Она зарумянилась, заискрились глаза. Никите сделалось дивно на сердце, он пожалел её, но уст открыть не мог.

– Что я знаю, панинка? – проговорил он медленно. – Что я, глупый, простой человек, могу знать? Я только так думаю: разве один раз так бывало, что кого за умершего в ясыри объявили, потом через десять лет возвращался. Кто же, панинка, не слышал о пани старостине Стройновской, мужа которой забрали турки, и о ксендзе тринитарии также, что ездил с выкупом, объявили, что умер, пока он не появился, когда старостина уже с другим жила мужем?

Горячо это как-то говорил Никита, но затем остановился, видя, какое впечатление производит на Ядзю, что с этого может быть беда – и забеспокоился.

– Но смилуйтесь, панинка благодетельница, не говорите, что слышали такие вещи от меня, – подхватил он быстро. – Тут, в усадьбе, у нас об этом говорить нельзя.
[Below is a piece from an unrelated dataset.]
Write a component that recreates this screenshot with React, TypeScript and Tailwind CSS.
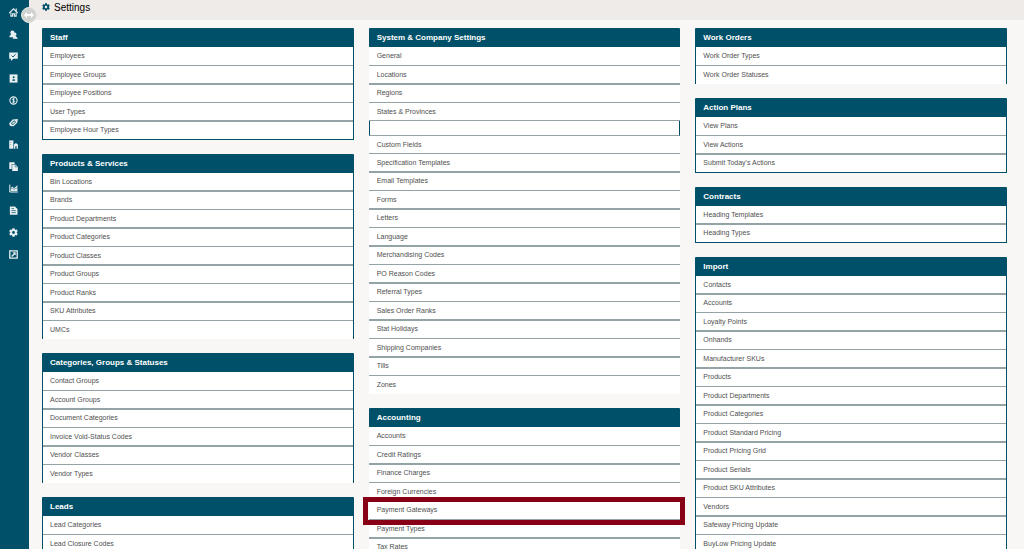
import React from 'react'
import { clsx } from 'clsx'
import { FaCog } from 'react-icons/fa'

interface Group {
  title: string
  items: string[]
  // first separator is the thick one
  thickFirst?: boolean
  sides?: boolean
  closed?: boolean
}

const staff: Group = {
  title: 'Staff',
  items: ['Employees', 'Employee Groups', 'Employee Positions', 'User Types', 'Employee Hour Types'],
  sides: true,
  closed: true,
}

const products: Group = {
  title: 'Products & Services',
  items: [
    'Bin Locations',
    'Brands',
    'Product Departments',
    'Product Categories',
    'Product Classes',
    'Product Groups',
    'Product Ranks',
    'SKU Attributes',
    'UMCs',
  ],
  thickFirst: true,
  sides: true,
}

const categories: Group = {
  title: 'Categories, Groups & Statuses',
  items: [
    'Contact Groups',
    'Account Groups',
    'Document Categories',
    'Invoice Void-Status Codes',
    'Vendor Classes',
    'Vendor Types',
  ],
  sides: true,
}

const leads: Group = {
  title: 'Leads',
  items: ['Lead Categories', 'Lead Closure Codes'],
  sides: true,
}

// the empty entry is a spacer row
const system: Group = {
  title: 'System & Company Settings',
  items: [
    'General',
    'Locations',
    'Regions',
    'States & Provinces',
    '',
    'Custom Fields',
    'Specification Templates',
    'Email Templates',
    'Forms',
    'Letters',
    'Language',
    'Merchandising Codes',
    'PO Reason Codes',
    'Referral Types',
    'Sales Order Ranks',
    'Stat Holidays',
    'Shipping Companies',
    'Tills',
    'Zones',
  ],
}

const accounting: Group = {
  title: 'Accounting',
  items: [
    'Accounts',
    'Credit Ratings',
    'Finance Charges',
    'Foreign Currencies',
    'Payment Gateways',
    'Payment Types',
    'Tax Rates',
  ],
}

const workOrders: Group = {
  title: 'Work Orders',
  items: ['Work Order Types', 'Work Order Statuses'],
  sides: true,
}

const actionPlans: Group = {
  title: 'Action Plans',
  items: ['View Plans', 'View Actions', "Submit Today's Actions"],
  sides: true,
  closed: true,
}

const contracts: Group = {
  title: 'Contracts',
  items: ['Heading Templates', 'Heading Types'],
  thickFirst: true,
  sides: true,
  closed: true,
}

const imports: Group = {
  title: 'Import',
  items: [
    'Contacts',
    'Accounts',
    'Loyalty Points',
    'Onhands',
    'Manufacturer SKUs',
    'Products',
    'Product Departments',
    'Product Categories',
    'Product Standard Pricing',
    'Product Pricing Grid',
    'Product Serials',
    'Product SKU Attributes',
    'Vendors',
    'Safeway Pricing Update',
    'BuyLow Pricing Update',
  ],
  thickFirst: true,
  sides: true,
}

const columns: Group[][] = [
  [staff, products, categories, leads],
  [system, accounting],
  [workOrders, actionPlans, contracts, imports],
]

const highlighted = 'Payment Gateways'

const navItems: { label: string; icon: React.ReactNode }[] = [
  {
    label: 'Home',
    icon: (
      <>
        <path d="M0.3 5 L4.5 0.9 L8.7 5" fill="none" stroke="currentColor" strokeWidth="1.2" />
        <path d="M1.9 4.4 V8.1 H3.6 V5.8 H5.4 V8.1 H7.1 V4.4" fill="none" stroke="currentColor" strokeWidth="1.1" />
        <path d="M6.6 0.6h1.2v2.4h-1.2z" />
      </>
    ),
  },
  {
    label: 'Contacts',
    icon: (
      <>
        <circle cx="3.4" cy="2.4" r="2" />
        <path d="M0.3 7.2 C0.5 5.4 2 5.2 2.3 3.8 H4.6 C4.8 5.2 6 5.4 6 7.2Z" />
        <circle cx="5.8" cy="4.2" r="1.6" />
        <path d="M3.6 8.8 C3.8 7.2 4.8 7 5 5.4 H6.8 C7 7 8.6 7.2 8.9 8.8Z" />
      </>
    ),
  },
  {
    label: 'Messages',
    icon: (
      <>
        <path d="M0.2 0.4 H8.8 V6.8 H4.4 L2 9 V6.8 H0.2Z" />
        <path d="M2.6 3.6 L4 5 L6.6 2.2" fill="none" stroke="#005069" strokeWidth="0.9" />
      </>
    ),
  },
  {
    label: 'Directory',
    icon: (
      <>
        <path d="M0.6 0.4 H8.5 V8.6 H0.6Z" />
        <circle cx="4.7" cy="3.2" r="1" fill="#005069" />
        <path d="M3.3 6.8 V6 C3.3 5 6.1 5 6.1 6 V6.8Z" fill="#005069" />
      </>
    ),
  },
  {
    label: 'Sales',
    icon: (
      <>
        <circle cx="4.5" cy="4.5" r="3.6" fill="none" stroke="currentColor" strokeWidth="1.1" />
        <path
          d="M5.8 3.1 C5 2.3 3.3 2.6 3.4 3.6 C3.5 4.6 5.7 4.3 5.7 5.5 C5.7 6.5 3.8 6.7 3.1 5.8 M4.5 1.8 V7.2"
          fill="none"
          stroke="currentColor"
          strokeWidth="0.9"
        />
      </>
    ),
  },
  {
    label: 'Products',
    icon: (
      <>
        <path d="M0.1 5.4 L3.6 1.4 L8.9 0.9 L8.2 4.8 L4.6 8.3 L1.2 8Z" />
        <ellipse
          cx="4.5"
          cy="4.7"
          rx="2.2"
          ry="1.2"
          transform="rotate(-42 4.5 4.7)"
          fill="none"
          stroke="#005069"
          strokeWidth="0.8"
        />
      </>
    ),
  },
  {
    label: 'Companies',
    icon: (
      <>
        <path d="M0.2 0.4 H4.4 V8.7 H0.2Z" />
        <path d="M5 4.6 L6.9 3 L8.9 4.6 V8.7 H7.6 V6.3 H6.3 V8.7 H5Z" />
        <path d="M1.3 2h1v1h-1zM1.3 4h1v1h-1z" fill="#8fb0bb" />
      </>
    ),
  },
  {
    label: 'Documents',
    icon: (
      <>
        <path d="M0.3 0.3 H5.6 V2 H2.7 V7 H0.3Z" />
        <path d="M3.2 2.5 H6.3 L8.9 4.9 V8.9 H3.2Z" />
        <path d="M6.2 2.6 V5 H8.6" fill="none" stroke="#005069" strokeWidth="0.5" />
      </>
    ),
  },
  {
    label: 'Reports',
    icon: (
      <>
        <path d="M0.8 0.6 V8 H8.8" fill="none" stroke="currentColor" strokeWidth="1" />
        <path d="M1.8 7 V4 L3.4 2.6 L5 4.2 L7 2.4 L8.4 1.2 V7Z" />
        <path d="M1.6 5.2 L3.4 4.2 L5 5.4 L8.4 3.6" fill="none" stroke="#005069" strokeWidth="0.5" />
      </>
    ),
  },
  {
    label: 'Files',
    icon: (
      <>
        <path d="M0.9 0.4 H5.9 L8.5 3 V8.7 H0.9Z" />
        <path d="M2.5 2.6 H5 M2.5 4.6 H6.8 M2.5 6.6 H6.8" fill="none" stroke="#005069" strokeWidth="0.7" />
      </>
    ),
  },
  { label: 'Settings', icon: <FaCog size={9} /> },
  {
    label: 'Open',
    icon: (
      <>
        <path d="M0.8 0.8 H8.2 V8.2 H0.8Z" fill="none" stroke="currentColor" strokeWidth="1.3" />
        <path d="M3.6 2.3 H6.7 V5.4 L5.7 4.4 L3.2 6.9 L2.2 5.9 L4.7 3.4Z" />
      </>
    ),
  },
]

const Sidebar: React.FC = () => (
  <aside className="relative w-[29px] shrink-0 bg-[#005069]">
    <nav className="flex flex-col items-center gap-[13px] pt-2 pr-[3px]">
      {navItems.map((item) => (
        <a key={item.label} href="#" aria-label={item.label} className="block text-[#e8eff1]">
          <svg viewBox="0 0 9 9" className="block size-[9px]" fill="currentColor">
            {item.icon}
          </svg>
        </a>
      ))}
    </nav>
    <button
      type="button"
      aria-label="Toggle menu"
      className="absolute top-[7px] -right-2 z-10 flex size-4 items-center justify-center rounded-full border border-[#e9e7e4] bg-[#cfd2cf]"
    >
      <svg viewBox="0 0 10 6" className="h-[6px] w-[10px] shrink-0" fill="#ffffff">
        <path d="M0 3 L3 0 V2 H7 V0 L10 3 L7 6 V4 H3 V6Z" />
      </svg>
    </button>
  </aside>
)

const SettingsGroup: React.FC<{ group: Group }> = ({ group }) => {
  const { title, items, thickFirst, sides, closed } = group
  const spacer = items.indexOf('')

  const isThick = (index: number) => {
    if (index < 0 || index === items.length - 1) return false
    if (spacer !== -1 && (index === spacer || index === spacer - 1)) return false
    const even = Boolean(thickFirst) || (spacer !== -1 && index > spacer)
    return (index % 2 === 0) === even
  }

  return (
    <section>
      <h2 className="h-[19px] rounded-t-[1px] bg-[#005069] px-2 text-[8px] leading-[19px] font-bold text-white">
        {title}
      </h2>
      <ul className={clsx('bg-white', sides && 'border-x border-[#005069]')}>
        {items.map((item, index) => {
          const last = index === items.length - 1

          if (!item) {
            return <li key={index} className="h-[15px] border-x border-b border-x-[#005069] border-b-[#94a3a5]" />
          }

          return (
            <li
              key={index}
              className={clsx(
                'relative text-[7px] text-[#4f4f4f]',
                sides ? 'px-[7px]' : 'px-2',
                isThick(index) || index === 0 ? 'h-[19px]' : 'h-[18px]',
                isThick(index) ? 'border-b-2' : (!last || closed) && 'border-b',
                last ? 'border-[#005069]' : 'border-[#94a3a5]'
              )}
            >
              <a href="#" className={clsx('block', isThick(index - 1) ? 'leading-[15px]' : 'leading-[17px]')}>
                {item}
              </a>
              {item === highlighted && (
                <div className="pointer-events-none absolute -top-[5px] -right-[5px] -left-[6px] z-10 h-7 border-5 border-[#870016]" />
              )}
            </li>
          )
        })}
      </ul>
    </section>
  )
}

export default function App() {
  return (
    <div className="flex h-screen flex-col bg-white pb-[3px] font-['Liberation_Sans',Arial,sans-serif]">
      <div className="flex min-h-0 flex-1 overflow-hidden">
        <Sidebar />
        <div className="min-w-0 flex-1 bg-[#f8f7f5]">
          <header className="flex h-5 items-start gap-1 bg-[#efebe8] pt-[3px] pl-[13px] text-black">
            <FaCog size={8} color="#005069" />
            <h1 className="text-[10px] leading-[10px]">Settings</h1>
          </header>
          <main className="grid grid-cols-3 items-start gap-[15px] pt-2 pr-[17px] pl-[13px]">
            {columns.map((groups, index) => (
              <div key={index} className="flex flex-col gap-[14px]">
                {groups.map((group) => (
                  <SettingsGroup key={group.title} group={group} />
                ))}
              </div>
            ))}
          </main>
        </div>
      </div>
    </div>
  )
}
Пан бы приказал побить меня, если бы узнал.

– Не бойся, – начала Ядзя, лицо которой зарумянилось и просветлело, – я тебе сердчено благодарна! Турки лгут! Да! Он жив, он вернётся – я это чувствую!

И она всыпала ему в руку талеры.

– Возьми это себе, на свадьбу! Ты прав! Не годится ставить креста, а что если он жив? О, Боже мой, тогда бы смерть вызывали! Какая я была неосторожная! А отец! Отец, наверно, думал также, только мне не хотел поведать!

Никита мог себя поздравить с добрым поступком, потому что с этого дня, с этой минуты Ядзя с той мыслью, что он жив, перестала молиться за душу – начала молиться за возможное возвращение, мы не можем ручаться, что не начала новенны св. Антонию, патрону потерявшихся вещей и пропавших людей.

Никто в доме этой неожиданной перемены объяснить себе не мог. Мать внимательно допрашивала Ядвизу, но ничего добиться от неё не могла, кроме того, что в её душе светил лучик какой-то надежды.

Она испугалась, не доведалась ли Ядзя о Янаше, но это было невозможно. Мечник воспользовался переменой, прямо и открыто рекомендуя дочке молодёжь, весь перечень которой имел в памяти; но, как только начал этот разговор, Ядзя нахмурилась.

– Неестественная вещь, – бормотал он, – чтобы панна в её возрасте замуж идти не хотела.

Поэтому тайно, через друзей, поощрял молодёжь к сватовству. Заезжали сыновья околичных обывателей, но Ядзя безжалостно с ними обходилась.